The makers of 5-Hour Energy are being forced to pay nearly $4.3 million after a Washington court found the company made false and misleading claims about the energy drink.
Living Essentials LLC owes the State of Washington $2.2 million in civil fees, in addition to nearly $2.1 million in court costs, according to court documents. Washington Attorney General Bob Ferguson filed the lawsuit in 2014 after consumers complained that Living Essentials LLC made inaccurate claims.
While the court did not rule that the energy drink's controversial claim of being more effective than coffee was inaccurate, the court said that 5-Hour Energy, "Spent more time trying to justify the science behind their ads after-the-fact than they did before marketing the products."
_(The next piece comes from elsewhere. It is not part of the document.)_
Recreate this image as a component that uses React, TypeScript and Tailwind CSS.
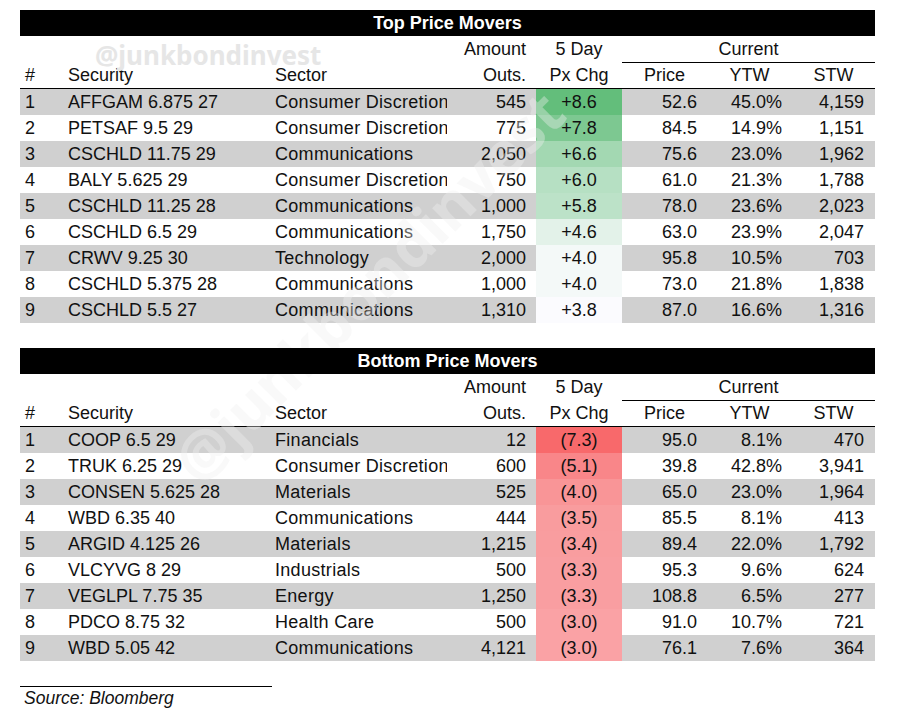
import React from 'react';

interface Row {
  rank: number;
  security: string;
  sector: string;
  amount: string;
  chg: string;
  chgBg: string;
  price: string;
  ytw: string;
  stw: string;
}

const topMovers: Row[] = [
  { rank: 1, security: 'AFFGAM 6.875 27', sector: 'Consumer Discretionary', amount: '545', chg: '+8.6', chgBg: 'bg-[#63be7b]', price: '52.6', ytw: '45.0%', stw: '4,159' },
  { rank: 2, security: 'PETSAF 9.5 29', sector: 'Consumer Discretionary', amount: '775', chg: '+7.8', chgBg: 'bg-[#7dc891]', price: '84.5', ytw: '14.9%', stw: '1,151' },
  { rank: 3, security: 'CSCHLD 11.75 29', sector: 'Communications', amount: '2,050', chg: '+6.6', chgBg: 'bg-[#a3d8b2]', price: '75.6', ytw: '23.0%', stw: '1,962' },
  { rank: 4, security: 'BALY 5.625 29', sector: 'Consumer Discretionary', amount: '750', chg: '+6.0', chgBg: 'bg-[#b6e0c3]', price: '61.0', ytw: '21.3%', stw: '1,788' },
  { rank: 5, security: 'CSCHLD 11.25 28', sector: 'Communications', amount: '1,000', chg: '+5.8', chgBg: 'bg-[#bce2c8]', price: '78.0', ytw: '23.6%', stw: '2,023' },
  { rank: 6, security: 'CSCHLD 6.5 29', sector: 'Communications', amount: '1,750', chg: '+4.6', chgBg: 'bg-[#e3f2e9]', price: '63.0', ytw: '23.9%', stw: '2,047' },
  { rank: 7, security: 'CRWV 9.25 30', sector: 'Technology', amount: '2,000', chg: '+4.0', chgBg: 'bg-[#f4f9f8]', price: '95.8', ytw: '10.5%', stw: '703' },
  { rank: 8, security: 'CSCHLD 5.375 28', sector: 'Communications', amount: '1,000', chg: '+4.0', chgBg: 'bg-[#f4f9f8]', price: '73.0', ytw: '21.8%', stw: '1,838' },
  { rank: 9, security: 'CSCHLD 5.5 27', sector: 'Communications', amount: '1,310', chg: '+3.8', chgBg: 'bg-[#fbfbfe]', price: '87.0', ytw: '16.6%', stw: '1,316' },
];

const bottomMovers: Row[] = [
  { rank: 1, security: 'COOP 6.5 29', sector: 'Financials', amount: '12', chg: '(7.3)', chgBg: 'bg-[#f8696b]', price: '95.0', ytw: '8.1%', stw: '470' },
  { rank: 2, security: 'TRUK 6.25 29', sector: 'Consumer Discretionary', amount: '600', chg: '(5.1)', chgBg: 'bg-[#f98689]', price: '39.8', ytw: '42.8%', stw: '3,941' },
  { rank: 3, security: 'CONSEN 5.625 28', sector: 'Materials', amount: '525', chg: '(4.0)', chgBg: 'bg-[#f99597]', price: '65.0', ytw: '23.0%', stw: '1,964' },
  { rank: 4, security: 'WBD 6.35 40', sector: 'Communications', amount: '444', chg: '(3.5)', chgBg: 'bg-[#f99c9e]', price: '85.5', ytw: '8.1%', stw: '413' },
  { rank: 5, security: 'ARGID 4.125 26', sector: 'Materials', amount: '1,215', chg: '(3.4)', chgBg: 'bg-[#f99d9f]', price: '89.4', ytw: '22.0%', stw: '1,792' },
  { rank: 6, security: 'VLCYVG 8 29', sector: 'Industrials', amount: '500', chg: '(3.3)', chgBg: 'bg-[#f99ea1]', price: '95.3', ytw: '9.6%', stw: '624' },
  { rank: 7, security: 'VEGLPL 7.75 35', sector: 'Energy', amount: '1,250', chg: '(3.3)', chgBg: 'bg-[#f99ea1]', price: '108.8', ytw: '6.5%', stw: '277' },
  { rank: 8, security: 'PDCO 8.75 32', sector: 'Health Care', amount: '500', chg: '(3.0)', chgBg: 'bg-[#faa2a5]', price: '91.0', ytw: '10.7%', stw: '721' },
  { rank: 9, security: 'WBD 5.05 42', sector: 'Communications', amount: '4,121', chg: '(3.0)', chgBg: 'bg-[#faa2a5]', price: '76.1', ytw: '7.6%', stw: '364' },
];

const cols = 'grid grid-cols-[48px_202px_177px_89px_86px_85px_85px_83px]';

const MoversTable: React.FC<{ title: string; rows: Row[] }> = ({ title, rows }) => (
  <div className="w-[855px]">
    <div className="relative z-20 h-[26px] bg-black text-center text-[18px] font-bold leading-[26px] text-white">
      {title}
    </div>

    {/* two header rows */}
    <div className={`${cols} h-[26px] leading-[26px]`}>
      <div className="col-span-3" />
      <div className="pr-[10px] text-right">Amount</div>
      <div className="text-center">5 Day</div>
      <div className="col-span-3 border-b border-black text-center">Current</div>
    </div>
    <div className={`${cols} h-[27px] border-b border-black leading-[26px]`}>
      <div className="pl-[5px]">#</div>
      <div>Security</div>
      <div className="pl-[5px]">Sector</div>
      <div className="pr-[10px] text-right">Outs.</div>
      <div className="text-center">Px Chg</div>
      <div className="text-center">Price</div>
      <div className="text-center">YTW</div>
      <div className="text-center">STW</div>
    </div>

    {rows.map((r, i) => (
      <div
        key={r.rank}
        className={`${cols} h-[26px] leading-[26px] ${i % 2 === 0 ? 'bg-[#d0d0d0]' : 'bg-white'}`}
      >
        <div className="pl-[5px]">{r.rank}</div>
        <div className="whitespace-nowrap">{r.security}</div>
        <div className="overflow-hidden whitespace-nowrap pl-[5px] tracking-[0.3px]">{r.sector}</div>
        <div className="pr-[10px] text-right">{r.amount}</div>
        <div className={`text-center ${r.chgBg}`}>{r.chg}</div>
        <div className="pr-[10px] text-right">{r.price}</div>
        <div className="pr-[10px] text-right">{r.ytw}</div>
        <div className="pr-[11px] text-right">{r.stw}</div>
      </div>
    ))}
  </div>
);

export default function App() {
  return (
    <div className="relative h-[720px] w-[902px] overflow-hidden bg-white pl-[20px] pt-[10px] font-['Liberation_Sans',Arial,sans-serif] text-[18px] text-[#111]">
      <MoversTable title="Top Price Movers" rows={topMovers} />
      <div className="mt-[25px]">
        <MoversTable title="Bottom Price Movers" rows={bottomMovers} />
      </div>

      <div className="mt-[25px] w-[252px] border-t border-black" />
      <div className="pl-[4px] text-[17.5px] italic leading-[22px]">Source: Bloomberg</div>

      {/* watermarks */}
      <div className="pointer-events-none absolute left-[95px] top-[42px] z-10 font-['Noto_Sans',sans-serif] text-[26px] font-bold leading-none text-[#e6e6e6]">
        @junkbondinvest
      </div>
      <div className="pointer-events-none absolute left-[368px] top-[286px] z-10 -translate-x-1/2 -translate-y-1/2 -rotate-45 whitespace-nowrap font-['Noto_Sans',sans-serif] text-[60px] font-bold leading-none text-[rgba(240,240,240,0.38)]">
        @junkbondinvest
      </div>
    </div>
  );
}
As part of the case, the Washington judge claims the company cannot, "Make any express or implied claim, statement, or representation about the biochemical or physiological effect of the products on consumers unless (5-Hour Energy) possess and rely upon competent and reliable scientific evidence at the time the claims, statements’ or representations are made."
The court found that 5-Hour Energy had 2,482 violations for each bottle it sold of Decaf 5-Hour Energy, which falsely claimed that the product would generate energy and alertness that “lasts for hours.”
This is in addition to nearly 30,000 false advertisements that the state penalized Living Essentials $100 for each ad.
The ruling only applies to the state of Washington, but could alter how the product is marketed nationwide.